▶ _What is asked_:
Repeat exactly the lines from the one containing "Generate a component" through the one containing "export default App;", both lines included, please, without any other lines.

▶ _Data to use_:
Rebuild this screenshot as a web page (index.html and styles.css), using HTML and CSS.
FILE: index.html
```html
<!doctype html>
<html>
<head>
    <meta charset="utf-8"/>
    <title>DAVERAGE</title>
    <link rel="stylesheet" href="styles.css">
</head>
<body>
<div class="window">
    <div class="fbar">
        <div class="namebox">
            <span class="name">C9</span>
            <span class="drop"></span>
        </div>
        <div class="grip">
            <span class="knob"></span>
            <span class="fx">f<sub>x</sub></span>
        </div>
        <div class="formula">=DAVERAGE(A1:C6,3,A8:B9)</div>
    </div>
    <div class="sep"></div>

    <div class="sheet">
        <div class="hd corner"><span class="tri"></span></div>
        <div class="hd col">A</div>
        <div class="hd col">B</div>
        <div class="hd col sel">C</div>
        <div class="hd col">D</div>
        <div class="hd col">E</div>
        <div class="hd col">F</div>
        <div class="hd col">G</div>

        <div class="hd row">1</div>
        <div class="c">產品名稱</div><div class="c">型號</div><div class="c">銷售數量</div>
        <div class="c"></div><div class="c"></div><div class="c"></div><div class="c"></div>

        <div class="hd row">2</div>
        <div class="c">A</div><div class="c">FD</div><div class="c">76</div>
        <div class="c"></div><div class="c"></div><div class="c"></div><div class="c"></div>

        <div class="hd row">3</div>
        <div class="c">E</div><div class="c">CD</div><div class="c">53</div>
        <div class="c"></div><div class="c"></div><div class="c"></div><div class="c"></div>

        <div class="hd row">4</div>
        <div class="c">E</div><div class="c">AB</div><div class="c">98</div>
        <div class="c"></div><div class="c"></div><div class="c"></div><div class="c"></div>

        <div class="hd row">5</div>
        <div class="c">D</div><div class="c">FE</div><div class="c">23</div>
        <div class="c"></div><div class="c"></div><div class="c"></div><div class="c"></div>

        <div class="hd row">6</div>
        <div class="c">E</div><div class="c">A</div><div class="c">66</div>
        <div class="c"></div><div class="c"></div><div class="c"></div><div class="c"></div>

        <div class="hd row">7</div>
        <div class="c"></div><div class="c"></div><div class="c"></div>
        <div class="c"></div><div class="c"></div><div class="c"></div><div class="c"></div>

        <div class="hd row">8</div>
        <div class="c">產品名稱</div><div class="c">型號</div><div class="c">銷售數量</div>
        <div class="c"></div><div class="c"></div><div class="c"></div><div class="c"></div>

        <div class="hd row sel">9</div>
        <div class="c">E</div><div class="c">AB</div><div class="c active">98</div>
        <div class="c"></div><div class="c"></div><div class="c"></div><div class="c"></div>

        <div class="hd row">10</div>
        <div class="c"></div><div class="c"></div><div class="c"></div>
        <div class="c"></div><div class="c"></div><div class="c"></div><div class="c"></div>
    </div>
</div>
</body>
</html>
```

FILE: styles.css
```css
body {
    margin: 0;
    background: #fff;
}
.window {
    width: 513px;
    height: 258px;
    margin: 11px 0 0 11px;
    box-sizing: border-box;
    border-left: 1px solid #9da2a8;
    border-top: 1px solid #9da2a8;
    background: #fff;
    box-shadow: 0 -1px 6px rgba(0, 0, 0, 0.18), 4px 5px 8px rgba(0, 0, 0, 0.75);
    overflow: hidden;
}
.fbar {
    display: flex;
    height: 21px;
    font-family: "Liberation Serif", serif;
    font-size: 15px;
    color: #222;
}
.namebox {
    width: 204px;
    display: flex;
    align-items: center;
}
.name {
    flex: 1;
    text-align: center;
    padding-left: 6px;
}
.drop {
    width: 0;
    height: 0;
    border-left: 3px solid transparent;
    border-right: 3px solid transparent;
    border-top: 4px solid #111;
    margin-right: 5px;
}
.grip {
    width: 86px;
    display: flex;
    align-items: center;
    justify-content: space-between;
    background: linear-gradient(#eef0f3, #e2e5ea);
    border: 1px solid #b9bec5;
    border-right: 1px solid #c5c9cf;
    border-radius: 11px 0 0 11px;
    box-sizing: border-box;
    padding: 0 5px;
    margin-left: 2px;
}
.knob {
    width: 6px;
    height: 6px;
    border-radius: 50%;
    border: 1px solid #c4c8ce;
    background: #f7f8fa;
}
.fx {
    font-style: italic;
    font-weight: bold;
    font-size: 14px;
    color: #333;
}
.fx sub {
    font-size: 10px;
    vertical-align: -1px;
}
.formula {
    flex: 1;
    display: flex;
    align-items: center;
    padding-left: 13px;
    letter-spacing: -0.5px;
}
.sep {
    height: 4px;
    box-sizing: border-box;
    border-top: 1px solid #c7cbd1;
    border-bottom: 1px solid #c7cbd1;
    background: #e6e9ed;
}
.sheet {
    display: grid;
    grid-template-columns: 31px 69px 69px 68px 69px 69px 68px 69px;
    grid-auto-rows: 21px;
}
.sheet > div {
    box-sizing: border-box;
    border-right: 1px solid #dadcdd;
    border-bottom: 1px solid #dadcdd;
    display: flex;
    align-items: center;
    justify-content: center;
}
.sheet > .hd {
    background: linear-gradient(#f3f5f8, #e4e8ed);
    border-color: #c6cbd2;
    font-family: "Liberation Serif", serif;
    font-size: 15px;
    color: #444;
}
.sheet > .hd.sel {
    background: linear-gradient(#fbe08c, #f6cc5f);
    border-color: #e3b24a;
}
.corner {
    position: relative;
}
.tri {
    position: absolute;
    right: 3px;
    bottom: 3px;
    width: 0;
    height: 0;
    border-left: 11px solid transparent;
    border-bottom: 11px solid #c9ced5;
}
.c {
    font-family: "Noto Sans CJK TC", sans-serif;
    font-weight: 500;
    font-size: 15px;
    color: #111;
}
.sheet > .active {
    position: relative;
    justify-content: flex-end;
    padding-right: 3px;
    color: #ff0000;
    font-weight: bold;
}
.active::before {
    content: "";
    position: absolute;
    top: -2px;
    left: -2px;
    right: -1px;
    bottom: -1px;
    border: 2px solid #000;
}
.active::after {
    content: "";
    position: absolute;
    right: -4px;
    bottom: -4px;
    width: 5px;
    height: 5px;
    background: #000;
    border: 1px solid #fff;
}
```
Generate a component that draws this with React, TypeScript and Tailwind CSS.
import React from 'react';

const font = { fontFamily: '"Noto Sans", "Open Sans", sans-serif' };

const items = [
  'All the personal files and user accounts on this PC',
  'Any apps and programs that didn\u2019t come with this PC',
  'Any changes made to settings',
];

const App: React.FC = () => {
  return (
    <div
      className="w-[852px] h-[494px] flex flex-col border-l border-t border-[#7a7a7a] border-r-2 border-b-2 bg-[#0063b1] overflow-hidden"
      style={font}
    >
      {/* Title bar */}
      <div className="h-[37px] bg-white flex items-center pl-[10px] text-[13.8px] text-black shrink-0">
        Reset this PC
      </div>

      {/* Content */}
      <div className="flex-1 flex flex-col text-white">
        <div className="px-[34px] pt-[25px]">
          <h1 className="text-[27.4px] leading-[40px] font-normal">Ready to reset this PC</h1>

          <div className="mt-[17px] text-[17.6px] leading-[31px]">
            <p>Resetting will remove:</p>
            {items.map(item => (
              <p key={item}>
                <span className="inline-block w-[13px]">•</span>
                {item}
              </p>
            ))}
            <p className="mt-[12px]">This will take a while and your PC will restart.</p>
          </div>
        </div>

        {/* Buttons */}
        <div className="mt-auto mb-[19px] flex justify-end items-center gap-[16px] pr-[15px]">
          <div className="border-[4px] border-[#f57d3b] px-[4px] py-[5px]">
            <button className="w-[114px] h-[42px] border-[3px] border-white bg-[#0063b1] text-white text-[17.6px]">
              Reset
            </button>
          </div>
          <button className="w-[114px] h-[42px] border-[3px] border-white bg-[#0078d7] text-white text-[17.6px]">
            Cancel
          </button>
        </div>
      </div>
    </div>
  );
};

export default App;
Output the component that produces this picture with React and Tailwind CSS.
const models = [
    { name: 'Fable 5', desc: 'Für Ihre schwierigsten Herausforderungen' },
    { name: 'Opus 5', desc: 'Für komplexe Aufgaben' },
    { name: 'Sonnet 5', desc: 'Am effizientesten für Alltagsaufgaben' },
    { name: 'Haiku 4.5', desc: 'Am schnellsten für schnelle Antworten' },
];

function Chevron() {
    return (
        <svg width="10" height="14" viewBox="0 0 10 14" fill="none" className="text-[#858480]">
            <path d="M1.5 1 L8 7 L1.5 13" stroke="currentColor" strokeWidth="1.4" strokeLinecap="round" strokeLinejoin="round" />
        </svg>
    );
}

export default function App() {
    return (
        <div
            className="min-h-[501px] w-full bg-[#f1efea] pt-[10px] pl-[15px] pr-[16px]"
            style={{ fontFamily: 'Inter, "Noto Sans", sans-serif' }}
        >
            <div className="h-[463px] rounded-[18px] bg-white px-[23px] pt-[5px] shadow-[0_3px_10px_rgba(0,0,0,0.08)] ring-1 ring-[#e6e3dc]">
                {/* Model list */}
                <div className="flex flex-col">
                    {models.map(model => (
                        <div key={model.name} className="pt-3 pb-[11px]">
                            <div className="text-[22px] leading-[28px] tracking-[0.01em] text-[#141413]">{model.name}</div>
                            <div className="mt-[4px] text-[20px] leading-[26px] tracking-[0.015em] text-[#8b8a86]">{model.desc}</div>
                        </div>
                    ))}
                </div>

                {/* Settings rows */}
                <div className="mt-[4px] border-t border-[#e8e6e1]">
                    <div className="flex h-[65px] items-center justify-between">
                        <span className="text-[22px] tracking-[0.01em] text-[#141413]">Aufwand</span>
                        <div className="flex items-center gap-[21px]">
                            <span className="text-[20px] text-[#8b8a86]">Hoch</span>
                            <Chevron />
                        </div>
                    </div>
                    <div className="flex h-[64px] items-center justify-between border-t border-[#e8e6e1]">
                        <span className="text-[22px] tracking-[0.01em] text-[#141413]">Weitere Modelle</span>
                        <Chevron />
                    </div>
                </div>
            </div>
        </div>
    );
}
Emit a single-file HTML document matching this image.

▶ _Solution for this exercise_:
Generate a component that draws this with React, TypeScript and Tailwind CSS.
import React from 'react';

const font = { fontFamily: '"Noto Sans", "Open Sans", sans-serif' };

const items = [
  'All the personal files and user accounts on this PC',
  'Any apps and programs that didn\u2019t come with this PC',
  'Any changes made to settings',
];

const App: React.FC = () => {
  return (
    <div
      className="w-[852px] h-[494px] flex flex-col border-l border-t border-[#7a7a7a] border-r-2 border-b-2 bg-[#0063b1] overflow-hidden"
      style={font}
    >
      {/* Title bar */}
      <div className="h-[37px] bg-white flex items-center pl-[10px] text-[13.8px] text-black shrink-0">
        Reset this PC
      </div>

      {/* Content */}
      <div className="flex-1 flex flex-col text-white">
        <div className="px-[34px] pt-[25px]">
          <h1 className="text-[27.4px] leading-[40px] font-normal">Ready to reset this PC</h1>

          <div className="mt-[17px] text-[17.6px] leading-[31px]">
            <p>Resetting will remove:</p>
            {items.map(item => (
              <p key={item}>
                <span className="inline-block w-[13px]">•</span>
                {item}
              </p>
            ))}
            <p className="mt-[12px]">This will take a while and your PC will restart.</p>
          </div>
        </div>

        {/* Buttons */}
        <div className="mt-auto mb-[19px] flex justify-end items-center gap-[16px] pr-[15px]">
          <div className="border-[4px] border-[#f57d3b] px-[4px] py-[5px]">
            <button className="w-[114px] h-[42px] border-[3px] border-white bg-[#0063b1] text-white text-[17.6px]">
              Reset
            </button>
          </div>
          <button className="w-[114px] h-[42px] border-[3px] border-white bg-[#0078d7] text-white text-[17.6px]">
            Cancel
          </button>
        </div>
      </div>
    </div>
  );
};

export default App;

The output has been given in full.